While the film doesn’t touch directly on the financial burden of the war, it can be inferred from all the high tech, high cost weapons that constitute the American way of war. And which figure so prominently in the movie.  But while gold plated weaponry hasn’t won the war,  it sure has fattened the wallets of defense contractors and their lobbyists.  And allowed Congressmen to boast about “bringing home the bacon” when their district lands one of these lard laden plums.

Despite the undoubted courage of the American soldier, the film also makes clear it that we are no closer to “winning” now than we were when we first invaded Iraq fourteen long years ago.  (Even the ham-handed Soviets had the good sense to get out of Afghanistan after 10 bloody, futile years.)

And, this, despite the fact that the US is fighting an enemy that, relatively speaking, is armed with cheap, nearly stone age weapons: AK-47s, hand held rocket-propelled grenades, and improvised explosive devices.  But, more important than any weapon, an enemy also recklessly determined to defend his family, home, religion and country.

But if the human and fiscal cost of this interminable war has been high for this county, it pales by comparison with the price that Iraqis have paid.  Again, this is not a topic Sniper dwells on; but, once more, it’s hiding in plain sight.  Massive military and civilian casualties are the inevitable byproduct of the extraordinary violence that American weaponry rains down in a conflict largely fought in a densely populated urban setting.  And there are more than enough gory scenes of “collateral damage” in the film to drive home the point.

While estimates of Iraqi casualties vary wildly in the fog of war, they fall somewhere between 100,000 and 1.2 million.   It’s beyond doubt, moreover, that many of these casualties are non-combatants: women, children and the elderly.  Add to this the untold misery of the millions of Iraqi refugees and displaced persons that have been generated by the war, and to describe the conflict as a “calamity” is an understatement.

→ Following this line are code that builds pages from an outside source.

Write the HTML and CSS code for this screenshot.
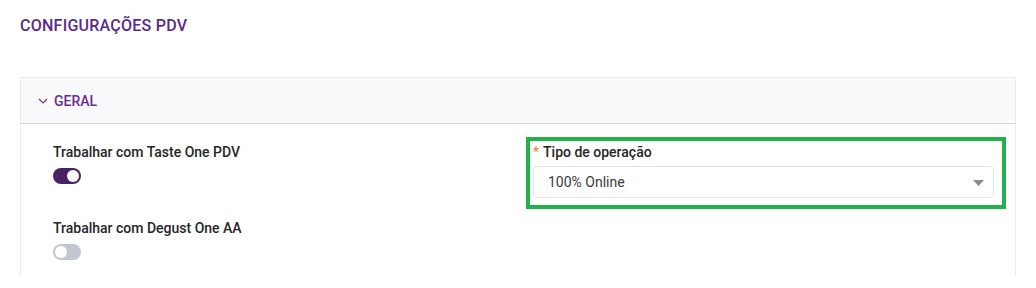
FILE: index.html
```html
<!DOCTYPE html>
<html lang="pt-BR">
<head>
  <meta charset="UTF-8">
  <meta name="viewport" content="width=device-width, initial-scale=1.0">
  <title>Configurações PDV</title>
  <link rel="stylesheet" href="styles.css">
</head>
<body>

  <h1 class="page-title">CONFIGURAÇÕES PDV</h1>

  <div class="panel">
    <div class="panel-header">
      <svg class="chevron" width="10" height="6" viewBox="0 0 10 6">
        <path d="M1 1 L5 5 L9 1" fill="none" stroke="currentColor" stroke-width="1.1"/>
      </svg>
      <span>GERAL</span>
    </div>

    <div class="panel-body">
      <div class="col-left">
        <div class="field">
          <label class="field-label">Trabalhar com Taste One PDV</label>
          <span class="switch on"><span class="knob"></span></span>
        </div>
        <div class="field">
          <label class="field-label">Trabalhar com Degust One AA</label>
          <span class="switch"><span class="knob"></span></span>
        </div>
      </div>

      <div class="col-right">
        <div class="highlight">
          <label class="field-label"><span class="required">*</span>Tipo de operação</label>
          <div class="select">
            <span>100% Online</span>
            <svg class="caret" width="11" height="6" viewBox="0 0 11 6">
              <path d="M0 0 H11 L5.5 6 Z" fill="#8c8c8c"/>
            </svg>
          </div>
        </div>
      </div>
    </div>
  </div>

</body>
</html>
```

FILE: styles.css
```css
body {
  margin: 0;
  padding: 14px 20px 0 20px;
  font-family: 'Roboto', 'Liberation Sans', sans-serif;
  background: #fff;
  color: #262626;
}

.page-title {
  margin: 0 0 39px 0;
  font-size: 16px;
  line-height: 24px;
  font-weight: 500;
  letter-spacing: 0.25px;
  color: #5b2a86;
}

/* Panel */
.panel {
  border: 1px solid #e9e9ef;
  border-bottom: none;
  width: 994px;
}

.panel-header {
  display: flex;
  align-items: center;
  height: 45px;
  padding-left: 17px;
  background-color: #fafafc;
  border-bottom: 1px solid #d4d4da;
  color: #6a2d94;
  font-size: 14px;
  font-weight: 500;
}

.chevron {
  margin-right: 6px;
  margin-top: 1px;
}

.panel-body {
  display: grid;
  grid-template-columns: 460px 461px;
  column-gap: 20px;
  padding: 17px 21px 16px 32px;
}

.col-left {
  display: flex;
  flex-direction: column;
  gap: 33px;
}

.field {
  display: flex;
  flex-direction: column;
  align-items: flex-start;
}

.field-label {
  font-size: 14px;
  line-height: 22px;
  font-weight: 500;
  color: #262626;
}

/* Switch */
.switch {
  display: block;
  position: relative;
  width: 28px;
  height: 16px;
  margin-top: 5px;
  border-radius: 8px;
  background-color: #c3c7d1;
}

.switch.on {
  background-color: #4b2065;
}

.knob {
  position: absolute;
  top: 2px;
  left: 2px;
  width: 12px;
  height: 12px;
  border-radius: 50%;
  background-color: #fff;
}

.switch.on .knob {
  left: 14px;
}

/* Select */
.highlight {
  margin: -4px -12px 0 -7px;
  padding: 0 8px 7px 3px;
  border: 4px solid #22b14c;
}

.required {
  color: #f07f2c;
  margin-right: 4px;
  font-weight: 400;
}

.select {
  display: flex;
  align-items: center;
  justify-content: space-between;
  height: 30px;
  margin-top: 3px;
  padding: 0 9px 0 14px;
  border: 1px solid #e4e4e8;
  border-radius: 4px;
  font-size: 14px;
  color: #3a3a3a;
}

.caret {
  margin-top: 1px;
}
```
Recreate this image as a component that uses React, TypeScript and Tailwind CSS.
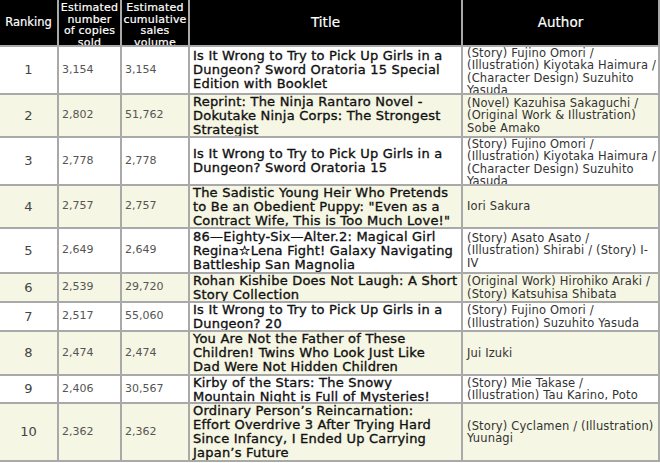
import React from 'react';

type Row = {
  rank: number;
  copies: string;
  total: string;
  title: string[];
  author: string[];
  h: string;
  bg: string;
};

const rows: Row[] = [
  {
    rank: 1, copies: '3,154', total: '3,154', h: 'h-[46px]', bg: 'bg-white',
    title: ['Is It Wrong to Try to Pick Up Girls in a', 'Dungeon? Sword Oratoria 15 Special', 'Edition with Booklet'],
    author: ['(Story) Fujino Omori /', '(Illustration) Kiyotaka Haimura /', '(Character Design) Suzuhito', 'Yasuda'],
  },
  {
    rank: 2, copies: '2,802', total: '51,762', h: 'h-[41px]', bg: 'bg-[#f5f6e3]',
    title: ['Reprint: The Ninja Rantaro Novel -', 'Dokutake Ninja Corps: The Strongest', 'Strategist'],
    author: ['(Novel) Kazuhisa Sakaguchi /', '(Original Work & Illustration)', 'Sobe Amako'],
  },
  {
    rank: 3, copies: '2,778', total: '2,778', h: 'h-[46px]', bg: 'bg-white',
    title: ['Is It Wrong to Try to Pick Up Girls in a', 'Dungeon? Sword Oratoria 15'],
    author: ['(Story) Fujino Omori /', '(Illustration) Kiyotaka Haimura /', '(Character Design) Suzuhito', 'Yasuda'],
  },
  {
    rank: 4, copies: '2,757', total: '2,757', h: 'h-[41px]', bg: 'bg-[#f5f6e3]',
    title: ['The Sadistic Young Heir Who Pretends', 'to Be an Obedient Puppy: "Even as a', 'Contract Wife, This is Too Much Love!"'],
    author: ['Iori Sakura'],
  },
  {
    rank: 5, copies: '2,649', total: '2,649', h: 'h-[43px]', bg: 'bg-white',
    title: ['86\u2014Eighty-Six\u2014Alter.2: Magical Girl', 'Regina\u2606Lena Fight! Galaxy Navigating', 'Battleship San Magnolia'],
    author: ['(Story) Asato Asato /', '(Illustration) Shirabi / (Story) I-', 'IV'],
  },
  {
    rank: 6, copies: '2,539', total: '29,720', h: 'h-[27px]', bg: 'bg-[#f5f6e3]',
    title: ['Rohan Kishibe Does Not Laugh: A Short', 'Story Collection'],
    author: ['(Original Work) Hirohiko Araki /', '(Story) Katsuhisa Shibata'],
  },
  {
    rank: 7, copies: '2,517', total: '55,060', h: 'h-[27px]', bg: 'bg-white',
    title: ['Is It Wrong to Try to Pick Up Girls in a', 'Dungeon? 20'],
    author: ['(Story) Fujino Omori /', '(Illustration) Suzuhito Yasuda'],
  },
  {
    rank: 8, copies: '2,474', total: '2,474', h: 'h-[42px]', bg: 'bg-[#f5f6e3]',
    title: ['You Are Not the Father of These', 'Children! Twins Who Look Just Like', 'Dad Were Not Hidden Children'],
    author: ['Jui Izuki'],
  },
  {
    rank: 9, copies: '2,406', total: '30,567', h: 'h-[26px]', bg: 'bg-white',
    title: ['Kirby of the Stars: The Snowy', 'Mountain Night is Full of Mysteries!'],
    author: ['(Story) Mie Takase /', '(Illustration) Tau Karino, Poto'],
  },
  {
    rank: 10, copies: '2,362', total: '2,362', h: 'h-[56px]', bg: 'bg-[#f5f6e3]',
    title: ['Ordinary Person\u2019s Reincarnation:', 'Effort Overdrive 3 After Trying Hard', 'Since Infancy, I Ended Up Carrying', 'Japan\u2019s Future'],
    author: ['(Story) Cyclamen / (Illustration)', 'Yuunagi'],
  },
];

const cols = 'grid grid-cols-[57px_61px_66px_271px_195px] gap-x-[2px]';

export default function App() {
  return (
    <div className="w-[660px] h-[463px] bg-white overflow-hidden font-['DejaVu_Sans',sans-serif]">
      <div className="flex flex-col gap-y-[2px] bg-[#a9a9a9] pr-[2px] pb-[2px] w-[660px]">
        {/* Header */}
        <div className={`${cols} h-[45px] text-white [-webkit-text-stroke:0.2px_#fff]`}>
          <div className="bg-black text-[11.5px] flex items-center justify-center">Ranking</div>
          <div className="bg-black text-[11px] leading-[11.7px] tracking-[0.2px] text-center pt-[2px] overflow-hidden">
            Estimated<br />number<br />of copies<br />sold
          </div>
          <div className="bg-black text-[11px] leading-[11.7px] tracking-[0.2px] text-center pt-[2px] overflow-hidden">
            Estimated<br />cumulative<br />sales<br />volume
          </div>
          <div className="bg-black text-[13.5px] flex items-center justify-center">Title</div>
          <div className="bg-black text-[13.5px] flex items-center justify-center">Author</div>
        </div>

        {rows.map((r) => (
          <div key={r.rank} className={`${cols} ${r.h}`}>
            <div className={`${r.bg} flex items-center justify-center text-[13px] text-[#444]`}>{r.rank}</div>
            <div className={`${r.bg} flex items-center pl-[3px] text-[11px] text-[#555]`}>{r.copies}</div>
            <div className={`${r.bg} flex items-center pl-[3px] text-[11px] text-[#555]`}>{r.total}</div>
            <div className={`${r.bg} flex flex-col overflow-hidden pl-[3px]`}>
              <div className="my-auto text-[13px] leading-[14px] tracking-[0.22px] text-[#111] [-webkit-text-stroke:0.35px_#111] whitespace-nowrap">
                {r.title.map((t, i) => (
                  <div key={i}>{t}</div>
                ))}
              </div>
            </div>
            <div className={`${r.bg} flex flex-col overflow-hidden pl-[4px]`}>
              <div className="my-auto text-[11.5px] leading-[12.3px] tracking-[0.15px] text-[#333] whitespace-nowrap">
                {r.author.map((t, i) => (
                  <div key={i}>{t}</div>
                ))}
              </div>
            </div>
          </div>
        ))}
      </div>
    </div>
  );
}
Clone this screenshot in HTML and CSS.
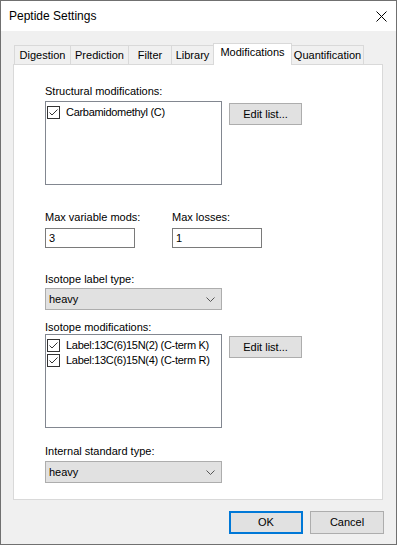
FILE: index.html
```html
<!DOCTYPE html>
<html lang="en">
<head>
    <meta charset="UTF-8">
    <title>Peptide Settings</title>
    <link rel="stylesheet" href="styles.css">
</head>
<body>
    <div class="dialog">
        <div class="titlebar">
            <span class="title">Peptide Settings</span>
            <svg class="close" width="11" height="11" viewBox="0 0 11 11">
                <path d="M0.5 0.5 L10.5 10.5 M10.5 0.5 L0.5 10.5" stroke="#000" stroke-width="1" fill="none"/>
            </svg>
        </div>
        <div class="client">
            <div class="tabs">
                <div class="tab tab-digestion">Digestion</div>
                <div class="tab tab-prediction">Prediction</div>
                <div class="tab tab-filter">Filter</div>
                <div class="tab tab-library">Library</div>
                <div class="tab tab-active">Modifications</div>
                <div class="tab tab-quant">Quantification</div>
            </div>
            <div class="panel">
                <div class="label label-struct">Structural modifications:</div>
                <div class="list-row">
                    <div class="listbox listbox-struct">
                        <div class="item">
                            <svg class="check" width="13" height="13" viewBox="0 0 13 13">
                                <rect x="0.5" y="0.5" width="12" height="12" fill="#fff" stroke="#333"/>
                                <path d="M2.5 6.5 L5 9 L10.5 3.5" fill="none" stroke="#333"/>
                            </svg>
                            <span>Carbamidomethyl (C)</span>
                        </div>
                    </div>
                    <div class="btn btn-edit">Edit list...</div>
                </div>

                <div class="pair">
                    <div class="pair-col col-mods">
                        <div class="label">Max variable mods:</div>
                        <div class="textbox">3</div>
                    </div>
                    <div class="pair-col">
                        <div class="label">Max losses:</div>
                        <div class="textbox">1</div>
                    </div>
                </div>

                <div class="label label-type">Isotope label type:</div>
                <div class="combo combo-type">
                    <span>heavy</span>
                    <svg width="9" height="5" viewBox="0 0 9 5">
                        <path d="M0.5 0.5 L4.5 4.5 L8.5 0.5" fill="none" stroke="#555"/>
                    </svg>
                </div>

                <div class="label label-iso">Isotope modifications:</div>
                <div class="list-row">
                    <div class="listbox listbox-iso">
                        <div class="item">
                            <svg class="check" width="13" height="13" viewBox="0 0 13 13">
                                <rect x="0.5" y="0.5" width="12" height="12" fill="#fff" stroke="#333"/>
                                <path d="M2.5 6.5 L5 9 L10.5 3.5" fill="none" stroke="#333"/>
                            </svg>
                            <span>Label:13C(6)15N(2) (C-term K)</span>
                        </div>
                        <div class="item">
                            <svg class="check" width="13" height="13" viewBox="0 0 13 13">
                                <rect x="0.5" y="0.5" width="12" height="12" fill="#fff" stroke="#333"/>
                                <path d="M2.5 6.5 L5 9 L10.5 3.5" fill="none" stroke="#333"/>
                            </svg>
                            <span>Label:13C(6)15N(4) (C-term R)</span>
                        </div>
                    </div>
                    <div class="btn btn-edit">Edit list...</div>
                </div>

                <div class="label label-std">Internal standard type:</div>
                <div class="combo combo-std">
                    <span>heavy</span>
                    <svg width="9" height="5" viewBox="0 0 9 5">
                        <path d="M0.5 0.5 L4.5 4.5 L8.5 0.5" fill="none" stroke="#555"/>
                    </svg>
                </div>
            </div>
            <div class="footer">
                <div class="btn btn-ok">OK</div>
                <div class="btn btn-cancel">Cancel</div>
            </div>
        </div>
    </div>
</body>
</html>
```

FILE: styles.css
```css
html,body{
    margin: 0;
}
body{
    width: 397px;
    height: 545px;
    font-family: "Liberation Sans", Arial, sans-serif;
    font-size: 11px;
    line-height: 13px;
    color: #000;
}
.dialog{
    box-sizing: border-box;
    width: 397px;
    height: 545px;
    border: 1px solid #707070;
    background-color: #f0f0f0;
}
.titlebar{
    height: 30px;
    padding: 0 9px 0 8px;
    background-color: #fff;
    display: flex;
    align-items: center;
    justify-content: space-between;
}
.title{
    font-size: 12px;
    line-height: 14px;
}
.client{
    padding: 12px 12px 0 12px;
}

/* tabs */
.tabs{
    display: flex;
    align-items: flex-end;
    height: 21px;
    padding-left: 1px;
}
.tab{
    box-sizing: border-box;
    height: 19px;
    margin-right: -1px;
    border: 1px solid #d9d9d9;
    border-bottom: none;
    background-color: #f0f0f0;
    text-align: center;
    line-height: 19px;
}
.tab-digestion{ width: 57px; }
.tab-prediction{ width: 59px; }
.tab-filter{ width: 44px; }
.tab-library{ width: 43px; }
.tab-active{
    position: relative;
    z-index: 2;
    width: 79px;
    height: 22px;
    margin-bottom: -1px;
    background-color: #fff;
    line-height: 17px;
}
.tab-quant{ width: 73px; }

.panel{
    box-sizing: border-box;
    width: 370px;
    height: 436px;
    padding: 20px 0 0 31px;
    border: 1px solid #d9d9d9;
    background-color: #fff;
}

.label{
    height: 13px;
}
.list-row{
    display: flex;
    align-items: flex-start;
    gap: 7px;
    margin-top: 3px;
}
.listbox{
    box-sizing: border-box;
    width: 177px;
    padding: 2px 0 0 1px;
    border: 1px solid #828790;
    background-color: #fff;
}
.listbox-struct{ height: 84px; }
.listbox-iso{ height: 94px; }
.item{
    display: flex;
    align-items: center;
    gap: 6px;
    height: 14px;
    margin-top: 1px;
    letter-spacing: -0.3px;
}
.check{
    flex: none;
}

.btn{
    box-sizing: border-box;
    height: 22px;
    border: 1px solid #adadad;
    background-color: #e1e1e1;
    text-align: center;
    line-height: 20px;
}
.btn-edit{
    width: 73px;
    margin-top: 2px;
}

.pair{
    display: flex;
    margin-top: 26px;
}
.col-mods{
    width: 127px;
}
.textbox{
    box-sizing: border-box;
    width: 90px;
    height: 20px;
    margin-top: 4px;
    padding-left: 3px;
    border: 1px solid #7a7a7a;
    background-color: #fff;
    line-height: 18px;
}

.label-type{ margin-top: 25px; }
.label-iso{ margin-top: 11px; }
.label-std{ margin-top: 17px; }
.label-iso + .list-row{ margin-top: 0; }

.combo{
    box-sizing: border-box;
    width: 177px;
    height: 22px;
    padding: 0 6px 0 3px;
    border: 1px solid #adadad;
    background-color: #e1e1e1;
    display: flex;
    align-items: center;
    justify-content: space-between;
}
.combo-type{ margin-top: 2px; }
.combo-std{ margin-top: 3px; }

.footer{
    display: flex;
    justify-content: flex-end;
    gap: 7px;
    padding-top: 11px;
}
.btn-ok,
.btn-cancel{
    width: 74px;
    height: 23px;
    line-height: 21px;
}
.btn-ok{
    border: 2px solid #0078d7;
    line-height: 19px;
}
```
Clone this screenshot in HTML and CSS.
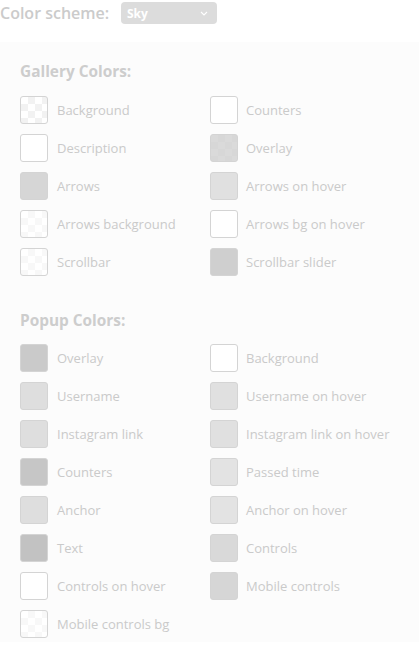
FILE: index.html
```html
<!DOCTYPE html>
<html>
<head>
<meta charset="utf-8">
<link rel="stylesheet" href="styles.css">
</head>
<body>
<div class="scheme">
  <span class="scheme-label">Color scheme:</span>
  <div class="select"><span>Sky</span>
    <svg class="chev" width="8" height="5" viewBox="0 0 8 5"><path d="M1 1l3 3 3-3" fill="none" stroke="#fff" stroke-width="1.1"/></svg>
  </div>
</div>
<div class="panel">
  <h3 class="heading">Gallery Colors:</h3>
  <div class="grid">
    <div class="item"><span class="sw checker"></span><span class="lbl">Background</span></div>
    <div class="item"><span class="sw c-white"></span><span class="lbl">Counters</span></div>
    <div class="item"><span class="sw c-white"></span><span class="lbl">Description</span></div>
    <div class="item"><span class="sw c-overlay"></span><span class="lbl">Overlay</span></div>
    <div class="item"><span class="sw c-d4"></span><span class="lbl">Arrows</span></div>
    <div class="item"><span class="sw c-e0"></span><span class="lbl">Arrows on hover</span></div>
    <div class="item"><span class="sw checker-faint"></span><span class="lbl">Arrows background</span></div>
    <div class="item"><span class="sw c-white"></span><span class="lbl">Arrows bg on hover</span></div>
    <div class="item"><span class="sw checker-faint"></span><span class="lbl">Scrollbar</span></div>
    <div class="item"><span class="sw c-cf"></span><span class="lbl">Scrollbar slider</span></div>
  </div>
  <h3 class="heading second">Popup Colors:</h3>
  <div class="grid">
    <div class="item"><span class="sw c-c8"></span><span class="lbl">Overlay</span></div>
    <div class="item"><span class="sw c-white"></span><span class="lbl">Background</span></div>
    <div class="item"><span class="sw c-de"></span><span class="lbl">Username</span></div>
    <div class="item"><span class="sw c-e0"></span><span class="lbl">Username on hover</span></div>
    <div class="item"><span class="sw c-de"></span><span class="lbl">Instagram link</span></div>
    <div class="item"><span class="sw c-e0"></span><span class="lbl">Instagram link on hover</span></div>
    <div class="item"><span class="sw c-c4"></span><span class="lbl">Counters</span></div>
    <div class="item"><span class="sw c-e3"></span><span class="lbl">Passed time</span></div>
    <div class="item"><span class="sw c-de"></span><span class="lbl">Anchor</span></div>
    <div class="item"><span class="sw c-e3"></span><span class="lbl">Anchor on hover</span></div>
    <div class="item"><span class="sw c-c0"></span><span class="lbl">Text</span></div>
    <div class="item"><span class="sw c-d8"></span><span class="lbl">Controls</span></div>
    <div class="item"><span class="sw c-white"></span><span class="lbl">Controls on hover</span></div>
    <div class="item"><span class="sw c-d4"></span><span class="lbl">Mobile controls</span></div>
    <div class="item"><span class="sw checker-faint"></span><span class="lbl">Mobile controls bg</span></div>
  </div>
</div>
</body>
</html>
```
FILE: styles.css
```css
html, body {
  margin: 0;
  padding: 0;
  background: #ffffff;
  font-family: "Open Sans", "Liberation Sans", sans-serif;
  color: #c9c9c9;
}
.scheme {
  display: flex;
  align-items: center;
  height: 26px;
}
.scheme-label {
  font-size: 16px;
  font-weight: 600;
  color: #cbcbcb;
  width: 121px;
  line-height: 26px;
}
.select {
  width: 96px;
  height: 22px;
  box-sizing: border-box;
  background: #dcdcdc;
  border-radius: 4px;
  display: flex;
  align-items: center;
  justify-content: space-between;
  padding: 0 9px 0 6px;
  color: #ffffff;
  font-size: 12px;
  font-weight: 700;
}
.chev { display: block; }
.panel {
  margin-top: 16px;
  background: #fcfcfc;
  padding: 20px 20px 4px 20px;
}
.heading {
  margin: 0;
  font-size: 15.4px;
  line-height: 20px;
  font-weight: 700;
  color: #cdcdcd;
}
.heading.second {
  margin-top: 35px;
}
.grid {
  display: grid;
  grid-template-columns: 190px 1fr;
  row-gap: 10px;
  margin-top: 14px;
}
.second + .grid { margin-top: 13px; }
.item {
  display: flex;
  align-items: center;
  gap: 9px;
  height: 28px;
}
.item:nth-child(even) { gap: 8px; }
.sw {
  width: 28px;
  height: 28px;
  box-sizing: border-box;
  border: 1px solid #d4d4d4;
  border-radius: 3px;
  flex: none;
}
.lbl {
  font-size: 13px;
  color: #cacaca;
  white-space: nowrap;
}
.c-white { background: #ffffff; }
.c-d4 { background: #d6d6d6; }
.c-e0 { background: #e0e0e0; }
.c-cf { background: #cfcfcf; }
.c-c8 { background: #cacaca; }
.c-de { background: #dedede; }
.c-c4 { background: #c6c6c6; }
.c-e3 { background: #e3e3e3; }
.c-c0 { background: #c2c2c2; }
.c-d8 { background: #d9d9d9; }
.c-overlay {
  background-color: #dadada;
  background-image:
    linear-gradient(45deg, #d7d7d7 25%, transparent 25%, transparent 75%, #d7d7d7 75%),
    linear-gradient(45deg, #d7d7d7 25%, transparent 25%, transparent 75%, #d7d7d7 75%);
  background-size: 14px 14px;
  background-position: 0 0, 7px 7px;
}
.checker {
  background-color: #ffffff;
  background-image:
    linear-gradient(45deg, #f2f2f2 25%, transparent 25%, transparent 75%, #f2f2f2 75%),
    linear-gradient(45deg, #f2f2f2 25%, transparent 25%, transparent 75%, #f2f2f2 75%);
  background-size: 14px 14px;
  background-position: 0 0, 7px 7px;
}
.checker-faint {
  background-color: #ffffff;
  background-image:
    linear-gradient(45deg, #f8f8f8 25%, transparent 25%, transparent 75%, #f8f8f8 75%),
    linear-gradient(45deg, #f8f8f8 25%, transparent 25%, transparent 75%, #f8f8f8 75%);
  background-size: 14px 14px;
  background-position: 0 0, 7px 7px;
}
```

The Federalist Papers is the Rosetta Stone for understanding the US Constitution.  The catalogue of evils the Founding Fathers ascribed to standing, professional armies is well documented in the book: my edition has no less than 10 entries under the “standing armies, fear of” heading.  Among them?  The crippling expense.  The threat to liberty arising from the danger that citizens will come to look upon the military not as their protector, but as their master.

But what is most tragically ironic is that the book convincingly makes the case that this country doesn’t even need the gargantuan military establishment on which we now spend more than the next 8 nations combined.  

Why?  Because last time I looked, the map shows that this country is still surrounded by massive oceans.  In the Federalist No. 8, Alexander Hamilton argues that our situation is comparable to Great Britain’s which, due to the much narrower seas that border it, hasn’t been successfully invaded since the 11th century.  And, therefore, requires no more than a robust navy and and a small army.

Of course, I know that in the jet age we need an air force to protect us from intercontinental bombers.  And, even more importantly, an airtight missile defense given the world’s nut jobs, including the one in North Korea.

But why does a bloated, exorbitantly expensive military like the one with which we are currently burdened make any sense unless we’re enamored of playing the bumbling world cop?  Or we just like picking fights?  Or feel compelled to provide material for horror films like American Sniper.

So, hey, how’s this military industrial complex thing working out for us?  Not so well?  I agree. The catastrophes that have befallen our misadventures in Vietnam to Afghanistan and now Iraq amply prove the point.  The Soviets learned their lesson. Why can’t we?  Or, if we’re too proud to learn from the Russians, can’t we at least heed the advice of our Founding Fathers?